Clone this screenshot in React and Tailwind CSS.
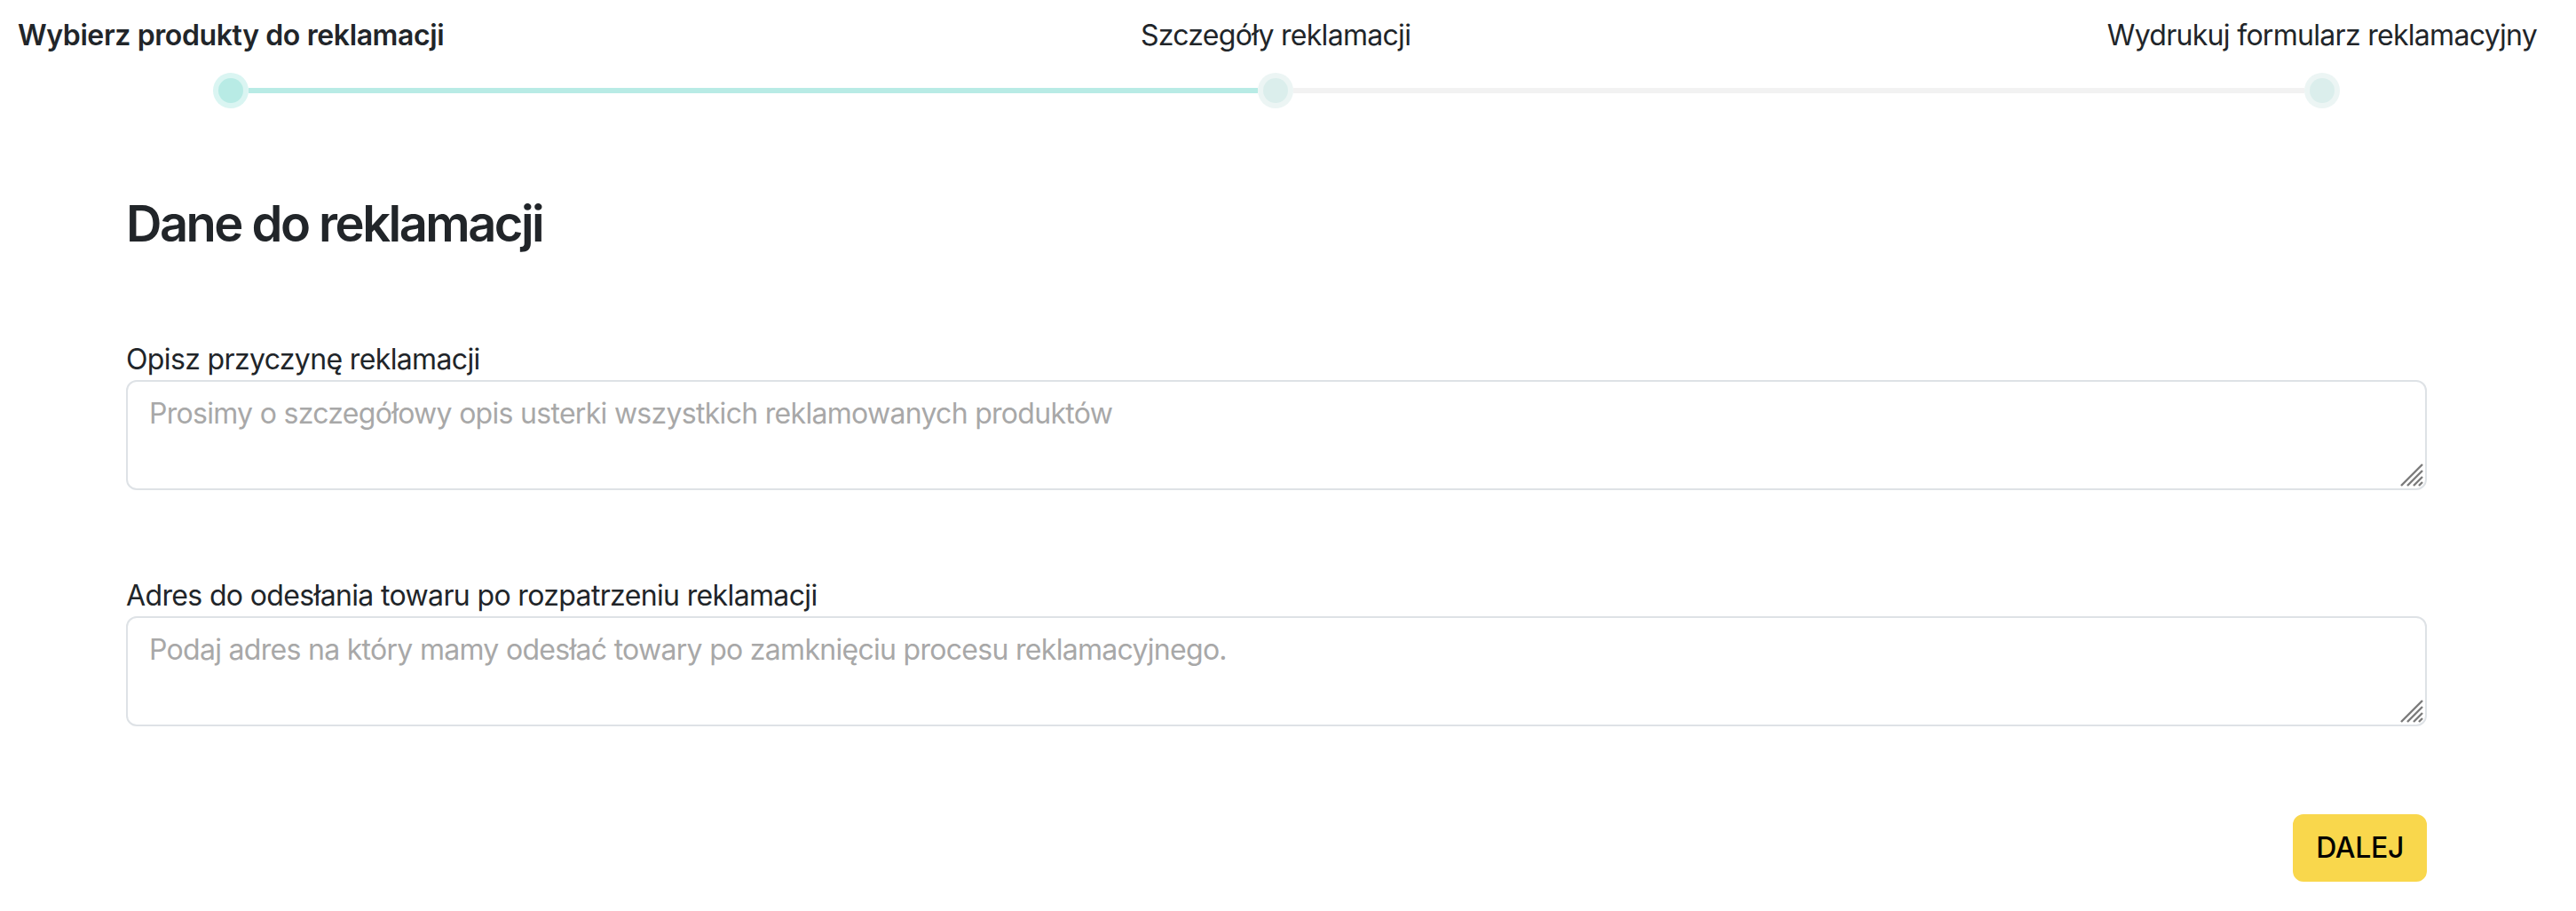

※

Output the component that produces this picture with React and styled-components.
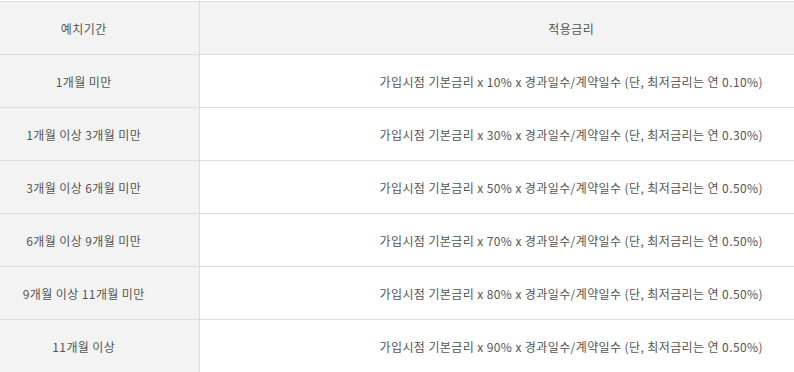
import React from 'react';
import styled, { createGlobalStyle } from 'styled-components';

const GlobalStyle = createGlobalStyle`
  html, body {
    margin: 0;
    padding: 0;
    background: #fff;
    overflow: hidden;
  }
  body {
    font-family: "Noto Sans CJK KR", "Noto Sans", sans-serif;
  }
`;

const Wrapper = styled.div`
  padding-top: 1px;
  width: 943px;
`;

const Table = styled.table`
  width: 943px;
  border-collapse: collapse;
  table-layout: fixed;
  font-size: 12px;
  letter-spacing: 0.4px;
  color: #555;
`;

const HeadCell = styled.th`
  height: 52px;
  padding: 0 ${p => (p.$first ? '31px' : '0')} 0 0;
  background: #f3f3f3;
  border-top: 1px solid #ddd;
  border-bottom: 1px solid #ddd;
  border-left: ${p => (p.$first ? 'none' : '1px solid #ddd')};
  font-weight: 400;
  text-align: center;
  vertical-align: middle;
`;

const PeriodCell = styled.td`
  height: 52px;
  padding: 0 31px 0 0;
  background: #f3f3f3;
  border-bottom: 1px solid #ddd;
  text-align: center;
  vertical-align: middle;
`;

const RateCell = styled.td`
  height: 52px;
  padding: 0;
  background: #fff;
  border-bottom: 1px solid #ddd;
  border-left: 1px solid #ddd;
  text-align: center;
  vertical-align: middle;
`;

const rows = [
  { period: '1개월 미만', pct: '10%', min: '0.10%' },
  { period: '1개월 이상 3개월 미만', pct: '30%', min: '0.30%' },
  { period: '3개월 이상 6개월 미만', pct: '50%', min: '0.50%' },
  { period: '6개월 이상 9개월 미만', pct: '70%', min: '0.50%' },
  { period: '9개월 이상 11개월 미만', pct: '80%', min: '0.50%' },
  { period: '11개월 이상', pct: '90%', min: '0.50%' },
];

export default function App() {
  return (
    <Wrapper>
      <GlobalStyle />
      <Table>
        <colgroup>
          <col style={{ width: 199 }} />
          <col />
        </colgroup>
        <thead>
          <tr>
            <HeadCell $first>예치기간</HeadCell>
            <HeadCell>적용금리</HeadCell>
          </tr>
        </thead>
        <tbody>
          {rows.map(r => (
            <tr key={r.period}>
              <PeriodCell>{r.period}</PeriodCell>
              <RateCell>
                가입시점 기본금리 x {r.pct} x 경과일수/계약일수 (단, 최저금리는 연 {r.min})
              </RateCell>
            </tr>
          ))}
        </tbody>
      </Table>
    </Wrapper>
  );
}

※

Given instruction: Copy each line that contains the word "components".

Written response:
Output the component that produces this picture with React and styled-components.
import styled, { createGlobalStyle } from 'styled-components';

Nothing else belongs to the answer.